* What the task requires: Leave the pictures out. Return all other data exactly.

• • • • • • •

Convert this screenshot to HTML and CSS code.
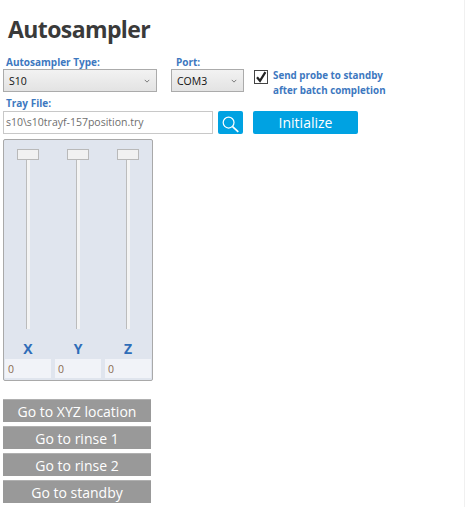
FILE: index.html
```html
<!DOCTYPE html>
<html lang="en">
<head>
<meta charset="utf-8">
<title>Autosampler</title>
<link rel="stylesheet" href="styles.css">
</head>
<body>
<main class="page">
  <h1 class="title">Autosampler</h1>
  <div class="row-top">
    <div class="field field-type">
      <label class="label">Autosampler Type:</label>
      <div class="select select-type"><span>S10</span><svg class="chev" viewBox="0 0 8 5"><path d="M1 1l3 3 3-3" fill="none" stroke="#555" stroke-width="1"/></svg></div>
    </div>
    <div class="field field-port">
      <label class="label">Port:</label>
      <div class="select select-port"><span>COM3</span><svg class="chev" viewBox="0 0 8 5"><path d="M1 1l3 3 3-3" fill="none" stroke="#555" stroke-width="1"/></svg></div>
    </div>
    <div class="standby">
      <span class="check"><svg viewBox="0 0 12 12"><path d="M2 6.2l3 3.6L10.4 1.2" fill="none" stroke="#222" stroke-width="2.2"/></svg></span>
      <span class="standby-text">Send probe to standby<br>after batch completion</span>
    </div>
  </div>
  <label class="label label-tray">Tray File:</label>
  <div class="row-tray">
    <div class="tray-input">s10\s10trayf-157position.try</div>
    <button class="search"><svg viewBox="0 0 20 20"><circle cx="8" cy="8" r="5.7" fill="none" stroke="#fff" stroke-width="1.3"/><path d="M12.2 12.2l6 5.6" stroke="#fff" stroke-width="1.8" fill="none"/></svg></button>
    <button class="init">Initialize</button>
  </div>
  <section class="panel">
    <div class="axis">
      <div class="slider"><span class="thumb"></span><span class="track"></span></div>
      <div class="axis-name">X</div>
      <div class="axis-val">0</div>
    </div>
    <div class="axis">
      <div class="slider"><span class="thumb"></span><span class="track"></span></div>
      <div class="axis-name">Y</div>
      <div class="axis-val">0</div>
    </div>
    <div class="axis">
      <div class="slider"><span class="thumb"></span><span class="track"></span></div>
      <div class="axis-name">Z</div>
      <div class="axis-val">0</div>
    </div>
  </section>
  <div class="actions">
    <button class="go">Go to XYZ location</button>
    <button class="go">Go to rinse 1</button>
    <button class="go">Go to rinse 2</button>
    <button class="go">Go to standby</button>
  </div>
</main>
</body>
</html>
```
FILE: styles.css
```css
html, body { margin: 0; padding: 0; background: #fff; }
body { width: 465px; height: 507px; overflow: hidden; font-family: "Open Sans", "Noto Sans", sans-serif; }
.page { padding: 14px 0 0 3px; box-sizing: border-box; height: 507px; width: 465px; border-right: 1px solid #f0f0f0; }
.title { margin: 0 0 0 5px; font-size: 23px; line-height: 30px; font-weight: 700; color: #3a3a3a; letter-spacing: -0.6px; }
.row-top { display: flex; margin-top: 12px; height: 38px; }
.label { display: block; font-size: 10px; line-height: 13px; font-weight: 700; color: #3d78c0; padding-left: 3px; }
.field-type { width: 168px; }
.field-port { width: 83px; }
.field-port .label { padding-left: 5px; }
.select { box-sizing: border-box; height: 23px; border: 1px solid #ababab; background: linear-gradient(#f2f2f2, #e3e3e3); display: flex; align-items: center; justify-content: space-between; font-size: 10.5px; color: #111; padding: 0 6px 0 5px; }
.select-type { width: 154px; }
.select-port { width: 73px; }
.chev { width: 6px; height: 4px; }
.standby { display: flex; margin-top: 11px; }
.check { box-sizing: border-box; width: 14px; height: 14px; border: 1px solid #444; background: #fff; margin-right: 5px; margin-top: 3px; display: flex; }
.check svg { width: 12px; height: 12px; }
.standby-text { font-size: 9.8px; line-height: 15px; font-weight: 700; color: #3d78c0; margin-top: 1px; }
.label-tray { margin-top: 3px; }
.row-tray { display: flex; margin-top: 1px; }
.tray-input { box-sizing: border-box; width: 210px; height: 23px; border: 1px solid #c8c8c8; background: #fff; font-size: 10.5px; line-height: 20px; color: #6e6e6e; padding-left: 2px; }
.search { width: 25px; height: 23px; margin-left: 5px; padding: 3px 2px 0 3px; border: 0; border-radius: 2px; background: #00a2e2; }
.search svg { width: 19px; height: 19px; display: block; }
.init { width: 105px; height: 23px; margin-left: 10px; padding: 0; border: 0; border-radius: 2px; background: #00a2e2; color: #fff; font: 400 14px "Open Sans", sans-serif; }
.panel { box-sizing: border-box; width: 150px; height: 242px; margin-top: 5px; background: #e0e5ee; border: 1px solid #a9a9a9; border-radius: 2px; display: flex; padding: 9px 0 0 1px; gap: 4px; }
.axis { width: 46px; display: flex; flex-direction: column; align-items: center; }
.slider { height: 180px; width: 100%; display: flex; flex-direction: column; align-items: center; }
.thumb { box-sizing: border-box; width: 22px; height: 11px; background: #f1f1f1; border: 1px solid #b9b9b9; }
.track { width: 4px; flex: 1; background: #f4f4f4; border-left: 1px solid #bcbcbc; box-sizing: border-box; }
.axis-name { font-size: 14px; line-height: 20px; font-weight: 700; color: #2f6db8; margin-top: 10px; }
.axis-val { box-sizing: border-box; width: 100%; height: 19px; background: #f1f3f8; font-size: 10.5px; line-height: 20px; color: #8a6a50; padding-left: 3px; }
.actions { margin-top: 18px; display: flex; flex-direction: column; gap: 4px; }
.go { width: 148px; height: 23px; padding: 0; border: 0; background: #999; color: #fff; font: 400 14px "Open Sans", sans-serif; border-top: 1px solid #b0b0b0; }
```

• • • • • • •

* Solved problem:
Convert this screenshot to HTML and CSS code.
FILE: index.html
```html
<!DOCTYPE html>
<html lang="en">
<head>
<meta charset="utf-8">
<title>Autosampler</title>
<link rel="stylesheet" href="styles.css">
</head>
<body>
<main class="page">
  <h1 class="title">Autosampler</h1>
  <div class="row-top">
    <div class="field field-type">
      <label class="label">Autosampler Type:</label>
      <div class="select select-type"><span>S10</span><svg class="chev" viewBox="0 0 8 5"><path d="M1 1l3 3 3-3" fill="none" stroke="#555" stroke-width="1"/></svg></div>
    </div>
    <div class="field field-port">
      <label class="label">Port:</label>
      <div class="select select-port"><span>COM3</span><svg class="chev" viewBox="0 0 8 5"><path d="M1 1l3 3 3-3" fill="none" stroke="#555" stroke-width="1"/></svg></div>
    </div>
    <div class="standby">
      <span class="check"><svg viewBox="0 0 12 12"><path d="M2 6.2l3 3.6L10.4 1.2" fill="none" stroke="#222" stroke-width="2.2"/></svg></span>
      <span class="standby-text">Send probe to standby<br>after batch completion</span>
    </div>
  </div>
  <label class="label label-tray">Tray File:</label>
  <div class="row-tray">
    <div class="tray-input">s10\s10trayf-157position.try</div>
    <button class="search"><svg viewBox="0 0 20 20"><circle cx="8" cy="8" r="5.7" fill="none" stroke="#fff" stroke-width="1.3"/><path d="M12.2 12.2l6 5.6" stroke="#fff" stroke-width="1.8" fill="none"/></svg></button>
    <button class="init">Initialize</button>
  </div>
  <section class="panel">
    <div class="axis">
      <div class="slider"><span class="thumb"></span><span class="track"></span></div>
      <div class="axis-name">X</div>
      <div class="axis-val">0</div>
    </div>
    <div class="axis">
      <div class="slider"><span class="thumb"></span><span class="track"></span></div>
      <div class="axis-name">Y</div>
      <div class="axis-val">0</div>
    </div>
    <div class="axis">
      <div class="slider"><span class="thumb"></span><span class="track"></span></div>
      <div class="axis-name">Z</div>
      <div class="axis-val">0</div>
    </div>
  </section>
  <div class="actions">
    <button class="go">Go to XYZ location</button>
    <button class="go">Go to rinse 1</button>
    <button class="go">Go to rinse 2</button>
    <button class="go">Go to standby</button>
  </div>
</main>
</body>
</html>
```
FILE: styles.css
```css
html, body { margin: 0; padding: 0; background: #fff; }
body { width: 465px; height: 507px; overflow: hidden; font-family: "Open Sans", "Noto Sans", sans-serif; }
.page { padding: 14px 0 0 3px; box-sizing: border-box; height: 507px; width: 465px; border-right: 1px solid #f0f0f0; }
.title { margin: 0 0 0 5px; font-size: 23px; line-height: 30px; font-weight: 700; color: #3a3a3a; letter-spacing: -0.6px; }
.row-top { display: flex; margin-top: 12px; height: 38px; }
.label { display: block; font-size: 10px; line-height: 13px; font-weight: 700; color: #3d78c0; padding-left: 3px; }
.field-type { width: 168px; }
.field-port { width: 83px; }
.field-port .label { padding-left: 5px; }
.select { box-sizing: border-box; height: 23px; border: 1px solid #ababab; background: linear-gradient(#f2f2f2, #e3e3e3); display: flex; align-items: center; justify-content: space-between; font-size: 10.5px; color: #111; padding: 0 6px 0 5px; }
.select-type { width: 154px; }
.select-port { width: 73px; }
.chev { width: 6px; height: 4px; }
.standby { display: flex; margin-top: 11px; }
.check { box-sizing: border-box; width: 14px; height: 14px; border: 1px solid #444; background: #fff; margin-right: 5px; margin-top: 3px; display: flex; }
.check svg { width: 12px; height: 12px; }
.standby-text { font-size: 9.8px; line-height: 15px; font-weight: 700; color: #3d78c0; margin-top: 1px; }
.label-tray { margin-top: 3px; }
.row-tray { display: flex; margin-top: 1px; }
.tray-input { box-sizing: border-box; width: 210px; height: 23px; border: 1px solid #c8c8c8; background: #fff; font-size: 10.5px; line-height: 20px; color: #6e6e6e; padding-left: 2px; }
.search { width: 25px; height: 23px; margin-left: 5px; padding: 3px 2px 0 3px; border: 0; border-radius: 2px; background: #00a2e2; }
.search svg { width: 19px; height: 19px; display: block; }
.init { width: 105px; height: 23px; margin-left: 10px; padding: 0; border: 0; border-radius: 2px; background: #00a2e2; color: #fff; font: 400 14px "Open Sans", sans-serif; }
.panel { box-sizing: border-box; width: 150px; height: 242px; margin-top: 5px; background: #e0e5ee; border: 1px solid #a9a9a9; border-radius: 2px; display: flex; padding: 9px 0 0 1px; gap: 4px; }
.axis { width: 46px; display: flex; flex-direction: column; align-items: center; }
.slider { height: 180px; width: 100%; display: flex; flex-direction: column; align-items: center; }
.thumb { box-sizing: border-box; width: 22px; height: 11px; background: #f1f1f1; border: 1px solid #b9b9b9; }
.track { width: 4px; flex: 1; background: #f4f4f4; border-left: 1px solid #bcbcbc; box-sizing: border-box; }
.axis-name { font-size: 14px; line-height: 20px; font-weight: 700; color: #2f6db8; margin-top: 10px; }
.axis-val { box-sizing: border-box; width: 100%; height: 19px; background: #f1f3f8; font-size: 10.5px; line-height: 20px; color: #8a6a50; padding-left: 3px; }
.actions { margin-top: 18px; display: flex; flex-direction: column; gap: 4px; }
.go { width: 148px; height: 23px; padding: 0; border: 0; background: #999; color: #fff; font: 400 14px "Open Sans", sans-serif; border-top: 1px solid #b0b0b0; }
```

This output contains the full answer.